By counter-clockwise we mean as seen from cell cell_faces[i,:] == -1.

Equivalently the nodes will be clockwise as seen from cell cell_faces[i,:] == 1.

Note that operations on the face_nodes matrix (such as converting it to a csr-matrix) may change the ordering of the nodes (face_nodes.indices), which will break compute_geometry().

face_normals: ndarray

An array containing column-wise normal vectors of all faces with shape=(ambient_dimenaion, num_faces).

See also cell_faces.

Available after calling compute_geometry().

frac_num: int

Index of the fracture the grid corresponds to. Take value (0, 1, ...) if the grid corresponds to a fracture, -1 if not.

frac_pairs: ndarray

Indices of faces that are geometrically coinciding, but lay on different side of a lower-dimensional grid.

global_point_ind: ndarray

An array with shape=(num_nodes,) containing indices of each point, assigned during processing of mixed-dimensional grids created by gmsh.

Used to identify points that are geometrically equal, though on different grids.

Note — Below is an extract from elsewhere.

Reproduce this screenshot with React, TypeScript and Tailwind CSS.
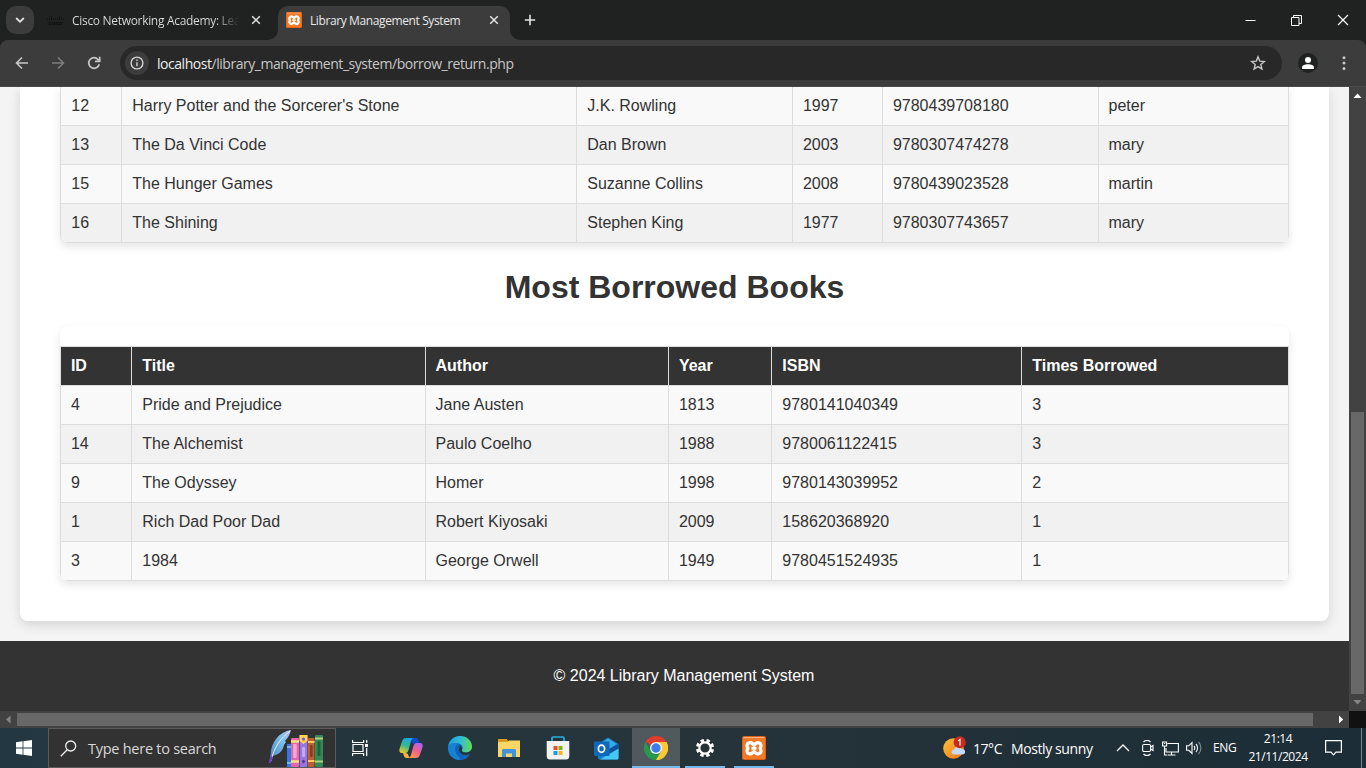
import React from "react";
import { SiCisco } from "react-icons/si";

const UI = "font-['Open_Sans','Noto_Sans',sans-serif]";

function Cross({ className = "" }: { className?: string }) {
  return (
    <svg width="10" height="10" viewBox="0 0 10 10" className={className} stroke="currentColor" strokeWidth="1.5" fill="none">
      <path d="M1.2 1.2l7.6 7.6M8.8 1.2L1.2 8.8" />
    </svg>
  );
}

function XamppIcon({ size }: { size: number }) {
  return (
    <svg width={size} height={size} viewBox="0 0 24 24" className="shrink-0" fill="none">
      <rect width="24" height="24" rx="2" fill="#d9601a" />
      <rect x="1" y="1" width="22" height="22" rx="1.500" fill="#f17a26" />
      <path d="M1.500 1.500h21" stroke="#f9b483" strokeWidth="1" />
      <path
        d="M12 9.300L10.300 7.500C8.500 6 5.400 6.700 5 9.200C4.800 10.600 5.800 11.400 5.800 12.300C5.800 13.200 4.800 14 5 15.400C5.400 17.900 8.500 18.600 10.300 17.100L12 15.300L13.700 17.100C15.500 18.600 18.600 17.900 19 15.400C19.200 14 18.200 13.200 18.200 12.300C18.200 11.400 19.200 10.600 19 9.200C18.600 6.700 15.500 6 13.700 7.500Z"
        stroke="#fff"
        strokeWidth="3.300"
        strokeLinejoin="round"
      />
      <path d="M9.500 12.300H14.500" stroke="#fff" strokeWidth="2.800" />
    </svg>
  );
}

function TitleBar() {
  return (
    <div className="flex h-10 shrink-0 items-start bg-[#202221] pt-[6px]">
      <div className="ml-[6px] flex h-7 w-7 items-center justify-center rounded-[10px] bg-[#3c3c3c]">
        <svg width="10" height="8" viewBox="0 0 10 8" fill="none" stroke="#e3e3e3" strokeWidth="1.8">
          <path d="M1.2 2L5 5.8L8.8 2" />
        </svg>
      </div>
      <div className="ml-[13px] flex h-[28px] w-[231px] items-center">
        <SiCisco size={17} color="#0b0c0c" />
        <span className="ml-[8px] w-[168px] bg-gradient-to-r from-[#dedede] from-85% to-[#202221] bg-clip-text whitespace-nowrap pt-px text-[12px] tracking-[-0.31px] text-transparent">
          Cisco Networking Academy: Lea
        </span>
        <Cross className="ml-[11px] text-[#e3e3e3]" />
      </div>
      <div className="relative flex h-[34px] w-[232px] items-start rounded-t-[10px] bg-[#3c3c3c] pl-2">
        <svg className="absolute bottom-0 -left-[10px]" width="10" height="10" viewBox="0 0 10 10">
          <path d="M10 0v10H0A10 10 0 0 0 10 0" fill="#3c3c3c" />
        </svg>
        <svg className="absolute -right-[10px] bottom-0" width="10" height="10" viewBox="0 0 10 10">
          <path d="M0 0v10h10A10 10 0 0 1 0 0" fill="#3c3c3c" />
        </svg>
        <div className="flex h-7 items-center">
          <XamppIcon size={16} />
          <span className="ml-[8px] w-[179px] whitespace-nowrap pt-px text-[12px] tracking-[-0.39px] text-[#e8e8e8]">Library Management System</span>
          <Cross className="text-[#e3e3e3]" />
        </div>
      </div>
      <svg className="mt-[8px] ml-[14px]" width="12" height="12" viewBox="0 0 12 12" stroke="#e3e3e3" strokeWidth="1.6">
        <path d="M6 .8v10.4M.8 6h10.4" />
      </svg>
      <div className="ml-auto flex h-7 items-center text-white">
        <svg width="11" height="11" viewBox="0 0 11 11"><path d="M.5 5.5h10" stroke="currentColor" /></svg>
        <svg className="ml-[35px]" width="11" height="11" viewBox="0 0 11 11" fill="none" stroke="currentColor">
          <path d="M.5 2.500h7.500v8H.5zM2.500 2.500v-2h8v8H8" />
        </svg>
        <svg className="mr-[17px] ml-[35px]" width="12" height="12" viewBox="0 0 12 12" stroke="currentColor" strokeWidth="1.2">
          <path d="M1 1l10 10M11 1L1 11" />
        </svg>
      </div>
    </div>
  );
}

function Toolbar() {
  return (
    <div className="shrink-0 bg-[#202221]">
      <div className="flex h-[47px] items-center rounded-t-[8px] border-b border-[#4a4a4a] bg-[#3c3c3c]">
        <svg className="ml-[15px]" width="14" height="14" viewBox="0 0 14 14" fill="none" stroke="#c7c7c7" strokeWidth="1.6">
          <path d="M13 7H1.8M7 1.5L1.5 7L7 12.500" />
        </svg>
        <svg className="ml-[22px]" width="14" height="14" viewBox="0 0 14 14" fill="none" stroke="#7c7c7c" strokeWidth="1.6">
          <path d="M1 7h11.2M7 1.5L12.500 7L7 12.500" />
        </svg>
        <svg className="ml-[22px]" width="14" height="14" viewBox="0 0 14 14" fill="none" stroke="#c7c7c7" strokeWidth="1.7">
          <path d="M12.200 8.200A5.300 5.300 0 1 1 11 3.500L12.300 5M12.700 .8V5.400H8" />
        </svg>
        <div className="ml-[19px] flex h-[34px] w-[1162px] items-center rounded-full bg-[#282828] pl-[5px]">
          <div className="flex h-6 w-6 items-center justify-center rounded-full bg-[#3c3c3c]">
            <svg width="14" height="14" viewBox="0 0 14 14" fill="none" stroke="#d5d5d5" strokeWidth="1.4">
              <circle cx="7" cy="7" r="5.900" />
              <path d="M7 6.200v4M7 3.500v1.500" />
            </svg>
          </div>
          <div className="ml-[8px] whitespace-nowrap text-[14px] tracking-[-0.46px] text-[#c7c7c7]">
            <span className="text-[#ededed]">localhost</span>/library_management_system/borrow_return.php
          </div>
          <svg className="mr-[16px] ml-auto" width="16" height="16" viewBox="0 0 16 16" fill="none" stroke="#c7c7c7" strokeWidth="1.400">
            <path d="M8 1.800l1.700 4.300 4.700.4-3.600 3 1.100 4.500L8 11.600 4.100 14l1.100-4.500-3.600-3 4.700-.4z" />
          </svg>
        </div>
        <div className="ml-[16px] flex h-5 w-5 items-center justify-center rounded-full bg-[#202221]">
          <svg width="12" height="12" viewBox="0 0 12 12" fill="#fff">
            <circle cx="6" cy="3" r="3" />
            <path d="M0 12v-1.500C0 8.300 3 7.200 6 7.200s6 1.100 6 3.300V12z" />
          </svg>
        </div>
        <svg className="ml-[24px]" width="4" height="14" viewBox="0 0 4 14" fill="#c7c7c7">
          <circle cx="2" cy="1.700" r="1.500" /><circle cx="2" cy="7" r="1.500" /><circle cx="2" cy="12.400" r="1.500" />
        </svg>
      </div>
    </div>
  );
}

const loans = [
  ["12", "Harry Potter and the Sorcerer's Stone", "J.K. Rowling", "1997", "9780439708180", "peter"],
  ["13", "The Da Vinci Code", "Dan Brown", "2003", "9780307474278", "mary"],
  ["15", "The Hunger Games", "Suzanne Collins", "2008", "9780439023528", "martin"],
  ["16", "The Shining", "Stephen King", "1977", "9780307743657", "mary"],
];
const popular = [
  ["4", "Pride and Prejudice", "Jane Austen", "1813", "9780141040349", "3"],
  ["14", "The Alchemist", "Paulo Coelho", "1988", "9780061122415", "3"],
  ["9", "The Odyssey", "Homer", "1998", "9780143039952", "2"],
  ["1", "Rich Dad Poor Dad", "Robert Kiyosaki", "2009", "158620368920", "1"],
  ["3", "1984", "George Orwell", "1949", "9780451524935", "1"],
];
const headings = ["ID", "Title", "Author", "Year", "ISBN", "Times Borrowed"];

const WIDE = "pl-[10.3px]";
const TIGHT = "pl-[9.9px]";
const loanPads = [WIDE, WIDE, WIDE, TIGHT, TIGHT, "pl-[9.500px]"];
const topPads = [TIGHT, WIDE, "pl-[9.500px]", TIGHT, WIDE, WIDE];

function Row({ cells, cols, pads, shade, head = false }: { cells: string[]; cols: string; pads: string[]; shade: boolean; head?: boolean }) {
  const tone = head ? "bg-[#333] font-bold text-white" : shade ? "bg-[#f1f1f1]" : "bg-[#f9f9f9]";
  return (
    <div className={`grid h-[39px] ${cols} ${tone}`}>
      {cells.map((c, i) => (
        <div key={i} className={`flex items-center border-r border-b border-[#ddd] whitespace-nowrap ${pads[i]}`}>{c}</div>
      ))}
    </div>
  );
}

function Page() {
  const loanCols = "grid-cols-[61px_455px_216px_90px_216px_190px]";
  const topCols = "grid-cols-[71px_294px_243px_103px_250px_267px]";
  return (
    <div className="flex min-w-0 flex-1 flex-col overflow-hidden bg-[#f4f4f4] font-['Liberation_Sans',Arial,sans-serif] text-[16px] leading-[24px] text-[#333]">
      <div className="mx-5 h-[534px] shrink-0 rounded-b-[8px] bg-white px-10 shadow-[0_4px_12px_rgba(0,0,0,0.13)]">
        <div className="h-[156px] overflow-hidden rounded-b-[8px] border-l border-[#ddd] shadow-[0_4px_8px_rgba(0,0,0,0.1)]">
          {loans.map((r, i) => <Row key={i} cells={r} cols={loanCols} pads={loanPads} shade={i % 2 === 1} />)}
        </div>
        <h1 className="mt-[24px] h-10 text-center text-[32px] leading-10 font-bold">Most Borrowed Books</h1>
        <div className="mt-[19px] h-[255px] overflow-hidden rounded-[8px] bg-white pt-5 shadow-[0_4px_8px_rgba(0,0,0,0.1)]">
          <div className="border-t border-l border-[#ddd]">
            <Row cells={headings} cols={topCols} pads={topPads} shade={false} head />
            {popular.map((r, i) => <Row key={i} cells={r} cols={topCols} pads={topPads} shade={i % 2 === 1} />)}
          </div>
        </div>
      </div>
      <footer className="mt-5 flex h-[70px] shrink-0 items-center justify-center bg-[#333] pl-[19px] text-white">© 2024 Library Management System</footer>
    </div>
  );
}

function VScroll() {
  return (
    <div className="flex w-[17px] shrink-0 flex-col items-center bg-[#424242]">
      <svg width="17" height="17" viewBox="0 0 17 17"><path d="M4.500 11L8.500 6.500L12.500 11z" fill="#fff" /></svg>
      <div className="mt-[308px] h-[282px] w-[13px] bg-[#686868]" />
      <svg width="17" height="17" viewBox="0 0 17 17"><path d="M4.500 6L8.500 10.500L12.500 6z" fill="#858585" /></svg>
    </div>
  );
}

function HScroll() {
  return (
    <div className="flex h-[17px] shrink-0 items-center bg-[#424242]">
      <svg width="17" height="17" viewBox="0 0 17 17"><path d="M10.500 4.500L6 8.500L10.500 12.500z" fill="#858585" /></svg>
      <div className="h-[13px] w-[1296px] bg-[#686868]" />
      <svg className="ml-auto" width="17" height="17" viewBox="0 0 17 17"><path d="M7 4.500L11.200 8.500L7 12.500z" fill="#fff" /></svg>
      <div className="h-[17px] w-[17px] bg-[#111]" />
    </div>
  );
}

function Slot({ children, line = false, active = false }: { children: React.ReactNode; line?: boolean; active?: boolean }) {
  return (
    <div className="flex h-10 w-[49px] flex-col items-center">
      <div className={`flex h-[38px] w-12 items-center justify-center pt-[2px] ${active ? "bg-[#50595d]" : ""}`}>{children}</div>
      <div className={`h-[2px] ${active ? "w-12 bg-[#76b9ed]" : line ? "w-10 bg-[#76b9ed]" : ""}`} />
    </div>
  );
}

function Books() {
  return (
    <svg width="58" height="38" viewBox="0 0 58 38">
      <defs>
        <linearGradient id="quill" x1="1" y1="0" x2="0" y2="1">
          <stop offset="0" stopColor="#b9bcf0" /><stop offset=".35" stopColor="#7cc0e8" /><stop offset=".7" stopColor="#5d9fd0" /><stop offset="1" stopColor="#6a4bd0" />
        </linearGradient>
      </defs>
      <path d="M24 1C12 3 4 13 3.500 26L2 34l2-1 2-6c8-2 10-7 11-11l2-3-1-1c3-3 5-7 6-11z" fill="url(#quill)" />
      <path d="M23 2C14 9 7 18 4 32" stroke="#e6f3fb" strokeWidth="1" fill="none" />
      <path d="M4 27l-3 8 3-2 2-5z" fill="#6b3fc8" />
      <rect x="20" y="15" width="5" height="23" fill="#3478e5" />
      <path d="M20 18h5M20 34h5" stroke="#8bc7ff" strokeWidth="1.500" />
      <rect x="24" y="9" width="8" height="29" rx="1" fill="#e267ae" />
      <rect x="26.200" y="15" width="3.500" height="14" rx="1" fill="#f6a8d2" />
      <path d="M24 12.500h8M24 32.500h8" stroke="#ffe27d" strokeWidth="2.300" />
      <rect x="32.500" y="6" width="8" height="32" rx="1" fill="#9875df" />
      <path d="M32.500 6h8v6l-4 3-4-3z" fill="#ffd257" />
      <circle cx="36.500" cy="10" r="1.600" fill="#7558b8" />
      <rect x="35" y="18" width="3.200" height="10" rx="1" fill="#c0a8f4" />
      <path d="M36.500 30.500l1.800 2-1.800 2-1.800-2z" fill="#503795" />
      <rect x="41" y="9" width="6.500" height="29" rx="1" fill="#b8602f" />
      <rect x="43" y="16" width="2.600" height="12" rx="1" fill="#8a3c1c" />
      <path d="M41 13h6.500M41 32h6.500" stroke="#ffc75c" strokeWidth="1.800" />
      <rect x="48" y="6" width="8" height="32" rx="1" fill="#358958" />
      <rect x="50.500" y="12" width="3" height="15" rx="1" fill="#1e633c" />
      <path d="M48 9.500h8M48 32.500h8" stroke="#a9d580" strokeWidth="2" />
    </svg>
  );
}

function Copilot() {
  return (
    <svg width="24" height="22" viewBox="0 0 24 22">
      <defs>
        <linearGradient id="cpA" x1=".6" y1="0" x2=".2" y2="1"><stop offset="0" stopColor="#1aa7ea" /><stop offset=".5" stopColor="#36b98e" /><stop offset="1" stopColor="#f1cf24" /></linearGradient>
        <linearGradient id="cpB" x1=".8" y1="0" x2=".2" y2="1"><stop offset="0" stopColor="#a764ed" /><stop offset=".5" stopColor="#f5608c" /><stop offset="1" stopColor="#ff9b4d" /></linearGradient>
      </defs>
      <path d="M13 1h4c1.500 0 2 1 2.500 2.500L20.500 7h-5c-2 0-2.500-2-3-4z" fill="#1549cf" />
      <path d="M7.500 1H15c-1.800 0-2.400 1.300-3 3.300L9.500 13c-.6 2-1.500 3-3.500 3H3c-2.500 0-3-2-2.500-4L3 4.500C3.800 2 5 1 7.500 1z" fill="url(#cpA)" />
      <path d="M16.500 21H9c1.800 0 2.400-1.300 3-3.300L14.500 9c.6-2 1.500-3 3.500-3h3c2.500 0 3 2 2.500 4L21 17.500c-.8 2.500-2 3.500-4.500 3.500z" fill="url(#cpB)" />
      <path d="M11 21H7.500c-1.500 0-2.200-1-2.700-2.500L4 16h2.500c2 0 2.600 1 3 2.800z" fill="#f7b33a" />
    </svg>
  );
}

function Edge() {
  return (
    <svg width="24" height="24" viewBox="0 0 24 24">
      <defs>
        <linearGradient id="edA" x1="0" y1=".4" x2="1" y2=".5"><stop offset="0" stopColor="#1e9de0" /><stop offset=".5" stopColor="#32bdd1" /><stop offset="1" stopColor="#62d957" /></linearGradient>
      </defs>
      <circle cx="12" cy="12" r="12" fill="#1164b8" />
      <path d="M.1 11C.8 4.500 6 0 12 0c7 0 12 5 12 10.500 0 4-3 6-6 6-3.500 0-4.500-1.500-4-2.500 1-1.500 1.500-5-3-6.500C7 6 1.500 7.500.1 11z" fill="url(#edA)" />
      <path d="M.1 11C1.500 7.500 7 6 11 7.500 6 9 6 16 10 20c1.500 1.600 3 2.600 5 3.600C8 25.500-.5 20.500.1 11z" fill="#1782d4" />
      <path d="M14 14c-.5 1 .5 2.500 4 2.500 2.300 0 4.600-1 6-3.500v5.500l-2.400 1C17 20.500 13 19 11.500 15.500c-.8-2-.6-4 .5-6 2 1.500 2.500 3.500 2 4.500z" fill="#25343b" />
      <path d="M10.500 12c-.6 4 3 8.500 10.500 6.500 1-.3 1.300 0 .8.600C19.500 22 16 24 12 24z" fill="#1164b8" />
    </svg>
  );
}

function Chrome() {
  return (
    <svg width="24" height="24" viewBox="0 0 24 24">
      <path d="M12 12L1.600 6a12 12 0 0 1 20.800 0z" fill="#e33b2e" />
      <path d="M12 12L22.400 6A12 12 0 0 1 12 24z" fill="#fcc934" />
      <path d="M12 6h10.400A12 12 0 0 1 12 24l5.200-9z" fill="#fcc934" />
      <path d="M1.600 6A12 12 0 0 0 12 24l5.200-9-10.400 0z" fill="#28994a" />
      <circle cx="12" cy="12" r="6" fill="#fff" /><circle cx="12" cy="12" r="4.700" fill="#3b7ded" />
    </svg>
  );
}

function Taskbar() {
  return (
    <div className="flex h-10 shrink-0 items-center bg-gradient-to-r from-[#233742] via-[#26343a] to-[#1c2d37] text-white">
      <div className="flex w-12 justify-center">
        <svg width="16" height="16" viewBox="0 0 16 16" fill="#fff"><path d="M0 2.300L6.600 1.300V7.600H0zM7.400 1.200L16 0V7.600H7.400zM0 8.400H6.600V14.700L0 13.700zM7.400 8.400H16V16L7.400 14.800z" /></svg>
      </div>
      <div className="flex h-10 w-[288px] items-center border border-[#5b5b5b] bg-[#323232] pl-[11px]">
        <svg width="17" height="17" viewBox="0 0 17 17" fill="none" stroke="#eee" strokeWidth="1.300"><circle cx="10.700" cy="6" r="5" /><path d="M7.200 9.800L.8 16.300" /></svg>
        <span className="ml-[11px] w-[179px] whitespace-nowrap pt-px text-[14.500px] tracking-[-0.26px] text-[#d8d8d8]">Type here to search</span>
        <Books />
      </div>
      <div className="mr-[2px] flex w-12 justify-center">
        <svg width="17" height="16" viewBox="0 0 17 16" fill="none" stroke="#fff" strokeWidth="1.200"><path d="M1 4.500h10v7H1zM.6 0v2.500h11V0M.6 16v-2.500h11V16M14.700 0v3M14.700 8v8" /><path d="M13 4h3v3h-3z" fill="#fff" stroke="none" /></svg>
      </div>
      <Slot><Copilot /></Slot>
      <Slot><Edge /></Slot>
      <Slot>
        <svg width="22" height="20" viewBox="0 0 22 20"><path d="M0 1h8.500l2 2H22v4H0z" fill="#d99b1c" /><path d="M0 4h9.500l1.500-1.500H22V19H0z" fill="#fbd667" /><path d="M4 19v-6.500c0-1 .6-1.500 1.500-1.500h11c.9 0 1.500.5 1.500 1.500V19h-4v-3.500H8V19z" fill="#3f94dc" /></svg>
      </Slot>
      <Slot>
        <svg width="24" height="24" viewBox="0 0 24 24"><path d="M6 6V2.200C6 1.500 6.500 1 7.200 1h9.600c.7 0 1.200.5 1.200 1.200V6" fill="none" stroke="#27aee8" strokeWidth="1.700" /><path d="M.7 5h22.600v15c0 2.500-1.200 3.500-3.300 3.500H4c-2.100 0-3.300-1-3.300-3.500z" fill="#f2f2f3" /><path d="M7.500 10h4v4h-4z" fill="#e94b2c" /><path d="M12.500 10h4v4h-4z" fill="#7bb51e" /><path d="M7.500 15h4v4h-4z" fill="#1c9be6" /><path d="M12.500 15h4v4h-4z" fill="#f9b61b" /></svg>
      </Slot>
      <Slot>
        <svg width="25" height="23" viewBox="0 0 25 23"><path d="M4 7L14 .5 24.500 7v14c0 1-.6 1.500-1.500 1.500H6c-1 0-2-.6-2-1.500z" fill="#1680cf" /><path d="M6 7L14 1.500 22.500 7 15 12z" fill="#39a9e5" /><path d="M15 12l9.500-5v6L14 20z" fill="#11509c" /><path d="M6 22.500l18.500-11V21c0 1-.6 1.500-1.500 1.500z" fill="#45c7f4" /><rect x="0" y="4.500" width="15.500" height="14.500" rx="1.200" fill="#1068bd" /><ellipse cx="7.500" cy="11.700" rx="3.100" ry="3.600" fill="none" stroke="#fff" strokeWidth="1.700" /></svg>
      </Slot>
      <Slot active><Chrome /></Slot>
      <Slot line>
        <svg width="20" height="20" viewBox="0 0 20 20" fill="none" stroke="#fff"><circle cx="10" cy="10" r="5.700" strokeWidth="2.200" /><circle cx="10" cy="10" r="7.700" strokeWidth="2.800" strokeDasharray="3.400 2.648" strokeDashoffset="-1.300" /></svg>
      </Slot>
      <Slot line><XamppIcon size={24} /></Slot>
      <div className="ml-auto flex items-center">
        <svg width="24" height="24" viewBox="0 0 24 24">
          <defs><linearGradient id="sun" x1="0" y1="0" x2="1" y2="1"><stop offset="0" stopColor="#ffc23b" /><stop offset="1" stopColor="#ed7419" /></linearGradient></defs>
          <circle cx="10.500" cy="12.500" r="10.300" fill="url(#sun)" />
          <path d="M11.500 18.500c-4 0-4-4.500-.5-4.800C12 10 17 9.500 18.500 13c4.500-.5 5 5.500.7 5.500z" fill="#c5dcf8" />
          <circle cx="16.700" cy="6.200" r="6" fill="#c52b21" />
          <path d="M15 4.900l2-1.500v6" fill="none" stroke="#fff" strokeWidth="1.100" />
        </svg>
        <span className="ml-[6px] w-[38px] whitespace-nowrap text-[14px] tracking-[-0.45px]">17°C</span>
        <span className="w-[105px] whitespace-nowrap text-[14px] tracking-[-0.4px]">Mostly sunny</span>
        <svg width="14" height="8" viewBox="0 0 14 8" fill="none" stroke="#fff" strokeWidth="1.300"><path d="M1 7l6-6 6 6" /></svg>
        <svg className="ml-[12px]" width="12" height="16" viewBox="0 0 12 16" fill="none" stroke="#fff" strokeWidth="1.100"><rect x=".6" y="4.500" width="8" height="7" rx="1.500" /><path d="M8.600 7l2.400-1.500v5L8.600 9M1.500 2C3.500 .2 6.500 .2 8.500 2M1.500 14c2 1.800 5 1.800 7 0" /></svg>
        <svg className="ml-[8px]" width="17" height="15" viewBox="0 0 17 15" fill="none" stroke="#fff" strokeWidth="1.100"><path d="M5.500 2.500h10.900v8.500H4V7M9.500 11v3M5.500 14h8M2.500 5v9H5M.6 1h4v4h-4z" /><path d="M2 2.500h1.200" /></svg>
        <svg className="ml-[7px]" width="17" height="14" viewBox="0 0 17 14" fill="none" stroke="#fff" strokeWidth="1.100"><path d="M.6 4.800h2.200L6 1.500v11L2.800 9.300H.6zM8 5c1 1 1 3 0 4M10 3c2 2 2 6 0 8" /><path d="M12.500 1c3.200 3.300 3.200 8.700 0 12" opacity=".45" /></svg>
        <span className="ml-[10px] w-[35px] whitespace-nowrap text-[12px] tracking-[-0.35px]">ENG</span>
        <div className="w-[60px] text-center text-[12px] leading-[18px] tracking-[-0.45px] whitespace-nowrap"><div>21:14</div><div>21/11/2024</div></div>
        <svg className="ml-[17px]" width="17" height="16" viewBox="0 0 17 16" fill="none" stroke="#fff" strokeWidth="1.200"><path d="M.6.6h15.800v11.600h-5.400L8.500 14.800 6 12.200H.6z" /></svg>
        <div className="mr-1 ml-[19px] h-10 w-px bg-[#76848b]" />
      </div>
    </div>
  );
}

export default function App() {
  return (
    <div className={`flex h-[768px] w-[1366px] flex-col overflow-hidden ${UI}`}>
      <TitleBar />
      <Toolbar />
      <div className="flex h-[624px] shrink-0">
        <Page />
        <VScroll />
      </div>
      <HScroll />
      <Taskbar />
    </div>
  );
}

Could potentially be used to identify such geometrically equal points at a later stage, but there is no guarantee that this will work.

history: list[str]

Information on the formation of the grid, such as the constructor, computations of geometry etc.

property id: int

Grid ID.

The returned attribute must not be changed. This may severely compromise other parts of the code, such as sorting in md grids.

The attribute is set in __new__(). This avoids calls to super().__init__ in child classes.

name: str

Name assigned to this grid.

nodes: ndarray

An array with shape=(ambient_dimension, num_nodes) containing node coordinates column-wise.

num_cells: int

Number of cells in the grid.

num_faces: int

Number of faces in the grid.

num_nodes: int

Number of nodes in the grid.

parent_cell_ind: ndarray

Index of parent the cell in the parent grid for grids that have refined sub-grids or are sub-grids of larger grids.

Defaults to a mapping to its own index with shape=(num_cells,).

periodic_face_map: ndarray

Index of periodic boundary faces, (shape=(2, num_periodic_faces), dtype=int).

Face index periodic_face_map[0, i] is periodic with face index periodic_face_map[1, i]. This attribute is set with set_periodic_map().

tags: dict[str, numpy.ndarray]

Tags allow to mark subdomains of interest.

The default tags are used to mark fractures, tips and domain boundaries. Tags are used for nodes, as well as faces. User tags can be provided in the constructor.

well_num: int

Index of the well associated to the grid. Takes a value in (0, 1, ..) if the grid corresponds to a well, -1 if not.